No allergen awareness documented at JoJo's Shake Bar and Zen Dumpling is the violation most likely to produce a medical emergency without warning. Food allergies send 30,000 Americans to emergency rooms each year. A tourist unfamiliar with a restaurant's kitchen practices, ordering off a menu without clear allergen labeling and served by staff who cannot identify allergen-containing ingredients, has no meaningful way to protect themselves.

The Longer Record

The data does not include prior inspection counts for each facility, so direct comparisons of cumulative history are not possible from this week's records alone. What the inspection dates do show is that several of the most heavily cited locations are established restaurants operating in high-volume tourist zones, not new openings making early mistakes.

Taverna Opa and JoJo's Shake Bar share the same International Drive address at 9101, a stretch of road that sees some of the highest foot traffic of any dining corridor in Florida. Both were cited for serious violations during the same inspection week, with Taverna Opa accumulating nine high-severity citations and JoJo's eight.

Baires Grill sits at 8050 International Drive, a block from the same cluster.
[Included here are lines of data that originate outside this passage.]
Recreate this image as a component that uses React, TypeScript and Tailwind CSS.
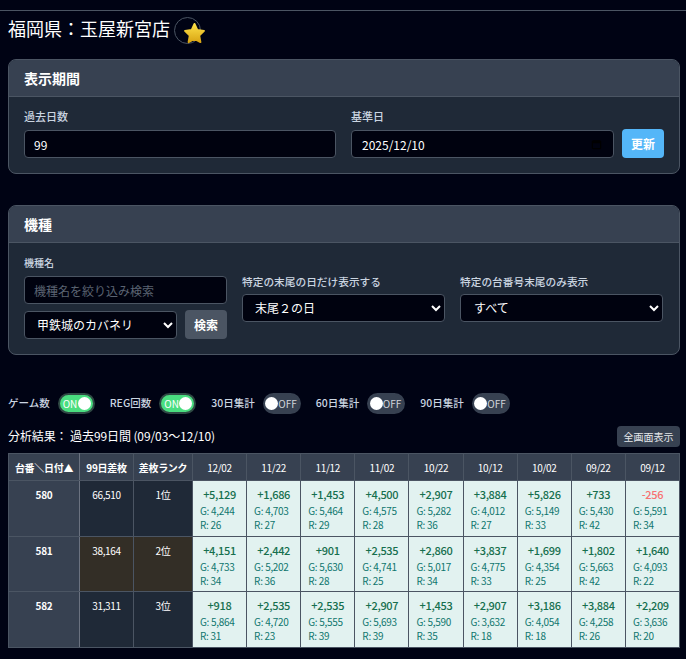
const font = "[font-family:'Noto_Sans_CJK_JP','Noto_Sans',sans-serif]";

const dates = ['12/02', '11/22', '11/12', '11/02', '10/22', '10/12', '10/02', '09/22', '09/12'];

type Cell = [string, string, number];

const rows: { no: number; total: string; rank: string; hi?: boolean; h: string; cells: Cell[] }[] = [
  {
    no: 580,
    total: '66,510',
    rank: '1位',
    h: 'h-[56px]',
    cells: [
      ['+5,129', '4,244', 26],
      ['+1,686', '4,703', 27],
      ['+1,453', '5,464', 29],
      ['+4,500', '4,575', 28],
      ['+2,907', '5,282', 36],
      ['+3,884', '4,012', 27],
      ['+5,826', '5,149', 33],
      ['+733', '5,430', 42],
      ['-256', '5,591', 34],
    ],
  },
  {
    no: 581,
    total: '38,164',
    rank: '2位',
    hi: true,
    h: 'h-[55px]',
    cells: [
      ['+4,151', '4,733', 34],
      ['+2,442', '5,202', 36],
      ['+901', '5,630', 28],
      ['+2,535', '4,741', 25],
      ['+2,860', '5,017', 34],
      ['+3,837', '4,775', 33],
      ['+1,699', '4,354', 25],
      ['+1,802', '5,663', 42],
      ['+1,640', '4,093', 22],
    ],
  },
  {
    no: 582,
    total: '31,311',
    rank: '3位',
    h: 'h-[56px]',
    cells: [
      ['+918', '5,864', 31],
      ['+2,535', '4,720', 23],
      ['+2,535', '5,555', 39],
      ['+2,907', '5,693', 39],
      ['+1,453', '5,590', 35],
      ['+2,907', '3,632', 18],
      ['+3,186', '4,054', 18],
      ['+3,884', '4,258', 26],
      ['+2,209', '3,636', 20],
    ],
  },
];

function Toggle({ label, on }: { label: string; on?: boolean }) {
  return (
    <div className="flex items-center gap-2">
      <span className="pb-[1px] text-[10.5px] font-medium text-[#cbd5e1]">{label}</span>
      <div
        className={`flex h-[21px] items-center justify-between rounded-full border-2 px-[1px] text-[10px] ${
          on ? 'w-[37px] flex-row border-[#2f4a44] bg-[#4ade80]' : 'w-[38px] flex-row-reverse border-[#374151] bg-[#374151]'
        } text-white`}
      >
        <span className={on ? 'ml-[2px]' : 'mr-[1px] text-[#d1d5db]'}>{on ? 'ON' : 'OFF'}</span>
        <span className={`h-[13px] w-[13px] shrink-0 rounded-full bg-white ${on ? 'mr-[1px]' : 'ml-[1px]'}`} />
      </div>
    </div>
  );
}

function Card({ title, children }: { title: string; children: React.ReactNode }) {
  return (
    <section className="overflow-hidden rounded-lg border border-[#4b5563] bg-[#1f2937]">
      <h2 className="flex h-[37px] items-center border-b border-[#4b5563] bg-[#374151] px-[15px] text-sm font-bold text-white">
        {title}
      </h2>
      {children}
    </section>
  );
}

function StarBadge() {
  return (
    <div className="relative mt-[1px] h-[27px] w-[27px] rounded-full border border-[#4b5563]">
      <svg viewBox="0 0 24 24" className="absolute left-[8px] top-[4px] h-[23px] w-[23px]">
        <defs>
          <linearGradient id="star" x1="0" y1="0" x2="0" y2="1">
            <stop offset="0" stopColor="#fde047" />
            <stop offset="1" stopColor="#d9a514" />
          </linearGradient>
        </defs>
        <path
          d="M12 2l3 6.4 6.9.9-5 4.8 1.3 6.9L12 17.6 5.800 21l1.300-6.900-5-4.800 6.900-.9z"
          fill="url(#star)"
          stroke="url(#star)"
          strokeWidth="2"
          strokeLinejoin="round"
        />
      </svg>
    </div>
  );
}

export default function App() {
  const field =
    'h-[28px] w-full rounded border border-[#4b5563] bg-[#00020f] text-xs text-white';

  return (
    <div className={`${font} h-[659px] w-[686px] overflow-hidden bg-[#000314] text-white`}>
      <div className="h-[11px] border-b border-[#4b5563]" />

      <div className="flex items-start gap-[4px] px-2 pt-[5px]">
        <h1 className="text-[18px] leading-[24px] font-normal">福岡県：玉屋新宮店</h1>
        <StarBadge />
      </div>

      <div className="mx-2 mt-[15px] w-[672px]">
        <Card title="表示期間">
          <div className="flex items-end px-[15px] pb-[15px] pt-[11px]">
            <div className="w-[312px]">
              <label className="mb-[6px] block text-[11px] leading-[16px] font-medium text-[#cbd5e1]">過去日数</label>
              <input className={`${field} px-[9px] outline-none`} defaultValue="99" />
            </div>
            <div className="ml-[15px] flex-1">
              <label className="mb-[6px] block text-[11px] leading-[16px] font-medium text-[#cbd5e1]">基準日</label>
              <div className={`${field} flex items-center justify-between pl-[10px] pr-[11px]`}>
                <span className="pt-[1px]">2025/12/10</span>
                <svg viewBox="0 0 12 12" className="h-[11px] w-[11px] text-black">
                  <rect x="1.500" y="2" width="9" height="8.500" rx="1" fill="none" stroke="currentColor" strokeWidth="1.400" />
                  <path d="M1.500 3.500h9" stroke="currentColor" strokeWidth="2" />
                </svg>
              </div>
            </div>
            <button className="ml-2 h-[29px] w-[42px] rounded bg-[#54b6f8] text-xs font-bold text-white">更新</button>
          </div>
        </Card>
      </div>

      <div className="mx-2 mt-[31px] w-[672px]">
        <Card title="機種">
          <div className="grid grid-cols-[203px_203px_203px] items-center gap-[15px] px-[15px] pb-[15px] pt-[12px]">
            <div>
              <label className="mb-[6px] block text-[10px] leading-[15px] font-medium text-[#cbd5e1]">機種名</label>
              <input
                className={`${field} px-[9px] outline-none placeholder:text-[#5b6472]`}
                placeholder="機種名を絞り込み検索"
              />
              <div className="mt-[6px] flex items-center gap-2">
                <select className={`${field} min-w-0 flex-1 px-[8px]`}>
                  <option>甲鉄城のカバネリ</option>
                </select>
                <button className="h-[29px] w-[42px] shrink-0 rounded bg-[#4b5563] text-xs font-bold text-white">検索</button>
              </div>
            </div>
            <div className="pt-[1px]">
              <label className="mb-[5px] block text-[10.7px] leading-[15px] font-medium text-[#cbd5e1]">特定の末尾の日だけ表示する</label>
              <select className={`${field} px-[8px]`}>
                <option>末尾２の日</option>
              </select>
            </div>
            <div className="pt-[1px]">
              <label className="mb-[5px] block text-[10.7px] leading-[15px] font-medium text-[#cbd5e1]">特定の台番号末尾のみ表示</label>
              <select className={`${field} px-[9px]`}>
                <option>すべて</option>
              </select>
            </div>
          </div>
        </Card>
      </div>

      <div className="mt-[38px] flex gap-[15px] pl-2">
        <Toggle label="ゲーム数" on />
        <Toggle label="REG回数" on />
        <Toggle label="30日集計" />
        <Toggle label="60日集計" />
        <Toggle label="90日集計" />
      </div>

      <div className="mx-2 mt-[11px] flex h-[22px] w-[672px] items-center justify-between">
        <p className="text-xs tracking-[-0.1px]">分析結果： 過去99日間 (09/03〜12/10)</p>
        <button className="h-[21px] w-[63px] rounded bg-[#374151] text-[10px] text-[#e5e7eb]">全画面表示</button>
      </div>

      <table className="ml-2 mt-[6px] w-[672px] table-fixed border-collapse text-center text-[10px] tracking-[-0.3px]">
        <colgroup>
          <col className="w-[71px]" />
          <col className="w-[54px]" />
          <col className="w-[59px]" />
          {dates.map((d) => (
            <col key={d} />
          ))}
        </colgroup>
        <thead>
          <tr className="h-[27px] bg-[#374151]">
            <th className="border border-[#4b5563] border-r-[#6b7280] font-bold">台番＼日付▲</th>
            <th className="border border-[#4b5563] font-bold">99日差枚</th>
            <th className="border border-[#4b5563] font-bold">差枚ランク</th>
            {dates.map((d) => (
              <th key={d} className="border border-[#4b5563] font-normal">
                {d}
              </th>
            ))}
          </tr>
        </thead>
        <tbody>
          {rows.map((r) => (
            <tr key={r.no} className={r.h}>
              <td className="border border-[#4b5563] border-r-[#6b7280] bg-[#374151] pt-[6px] align-top font-bold">{r.no}</td>
              <td className={`border border-[#4b5563] pt-[6px] align-top ${r.hi ? 'bg-[#332e26]' : 'bg-[#1f2937]'}`}>{r.total}</td>
              <td className={`border border-[#4b5563] pt-[6px] align-top ${r.hi ? 'bg-[#332e26]' : 'bg-[#1f2937]'}`}>{r.rank}</td>
              {r.cells.map(([diff, g, reg], i) => (
                <td key={i} className="border border-[#4b5563] bg-[#e2f2f0] px-[7px] align-top text-[#0f766e]">
                  <div className={`mt-[5px] text-[11px] leading-[16px] font-medium ${diff.startsWith('-') ? 'text-[#f87171]' : 'text-[#166f4e]'}`}>
                    {diff}
                  </div>
                  <div className="mt-[1px] text-left leading-[15px]">G: {g}</div>
                  <div className="text-left leading-[14px]">R: {reg}</div>
                </td>
              ))}
            </tr>
          ))}
        </tbody>
      </table>
    </div>
  );
}
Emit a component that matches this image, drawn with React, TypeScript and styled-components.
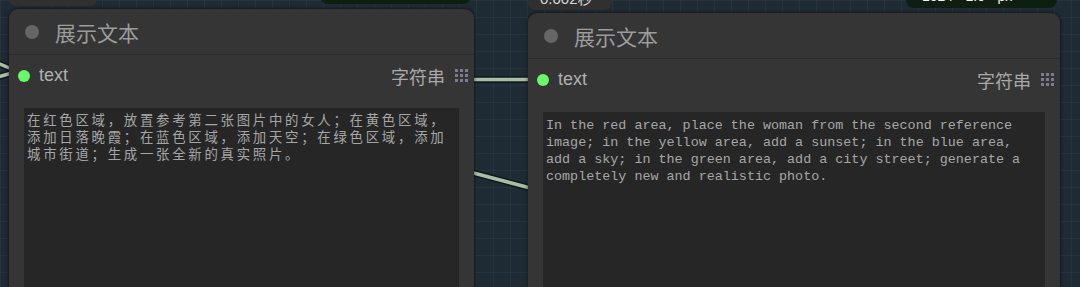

Its 10 high-severity violations, including the food sourcing and parasite citations, place it among the most heavily cited restaurants in this week's sweep.

China Lee on Kirkman Road, China Garden on Colonial Drive, and Lotus Garden on Dr. Phillips Boulevard each drew nine or eight high-severity violations, including shellfish records failures and food contact surface sanitation problems that appear across all three. Whether those are patterns that have shown up in prior inspections at those addresses is a question the current data does not answer.

What the records do show is that across 12 restaurants inspected in a single week in the Orlando tourist corridor, not one of the facilities came back clean.